Status

Active.

Demand-Driven Program Analysis (DDPA) is a novel approach to higher-order program analysis that brings ideas of on-demand lookup from first-order CFL-reachability program analyses to higher-order programs. The analysis needs to produce only a control-flow graph; it can derive all other information including values of variables directly from the graph.

Several challenges have to be overcome, including how to build the control-flow graph on-the-fly and how to deal with nonlocal variables in functions. The resulting analysis is flow- and context-sensitive with a provable polynomial-time bound. Along with the theoretical development, we’re also working on efficient implementations of the variable lookup algorithm.

Publications

  • Leandro Facchinetti, Zachary Palmer, Scott Smith, Higher-Order Demand-Driven Program Analysis, ACM Transactions on Programming Languages and Systems (TOPLAS). Volume 41 Issue 3, July 2019.

    Abstract

    Developing accurate and efficient program analyses for languages with higher-order functions is known to be difficult. Here we define a new higher-order program analysis, Demand-Driven Program Analysis (DDPA), which extends well-known demand-driven lookup techniques found in first-order program analyses to higher-order programs.

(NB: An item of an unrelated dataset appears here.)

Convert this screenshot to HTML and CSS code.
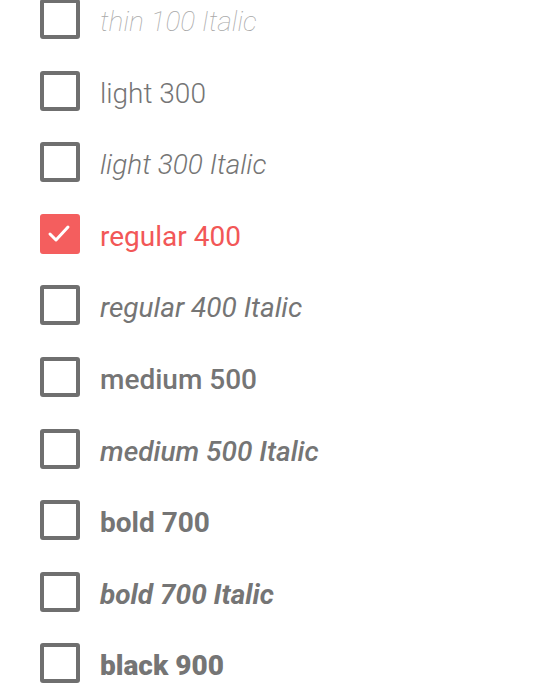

    This task presents several unique challenges to obtain good accuracy, including the need for a new method for demand-driven lookup of non-local variable values. DDPA is flow- and context-sensitive and provably polynomial-time. To efficiently implement DDPA we develop a novel pushdown automaton metaprogramming framework, the Pushdown Reachability automaton (PDR). The analysis is formalized and proved sound, and an implementation is described.

  • Leandro Facchinetti, Zachary Palmer, Scott Smith. Relative Store Fragments for Singleton Abstraction. 24th Static Analysis Symposium, New York, NY, USA, August 2017.

    Abstract

    A singleton abstraction occurs in a program analysis when some results of the analysis are known to be exact: an abstract binding corresponds to a single concrete binding. In this paper, we develop a novel approach to constructing singleton abstractions via relative store fragments. Each store fragment is a locally exact store abstraction in that it contains only those abstract variable bindings necessary to address a particular question at a particular program point; it is relative to that program point and the point of view may be shifted. We show how an analysis incorporating relative store fragments achieves flow-, context-, path- and must-alias sensitivity, and can be used as a basis for environment analysis, without any machinery put in place for those specific aims. We build upon recent advances in demand-driven higher-order program analysis to achieve this construction as it is fundamentally tied to demand-driven lookup of variable values.

  • Zachary Palmer, Scott Smith. Higher-Order Demand-Driven Program Analysis, European Conference on Object-Oriented Programming (ECOOP) 2016. Implementation.

    Abstract

    We explore a novel approach to higher-order program analysis that brings ideas of on-demand lookup from first-order CFL-reachability program analyses to higher-order programs. The analysis needs to produce only a control-flow graph; it can derive all other information including values of variables directly from the graph. Several challenges had to be overcome, including how to build the control-flow graph on-the-fly and how to deal with non-local variables in functions. The resulting analysis is flow- and context-sensitive with a provable polynomial-time bound. The analysis is formalized and proved correct and terminating, and an initial implementation is described.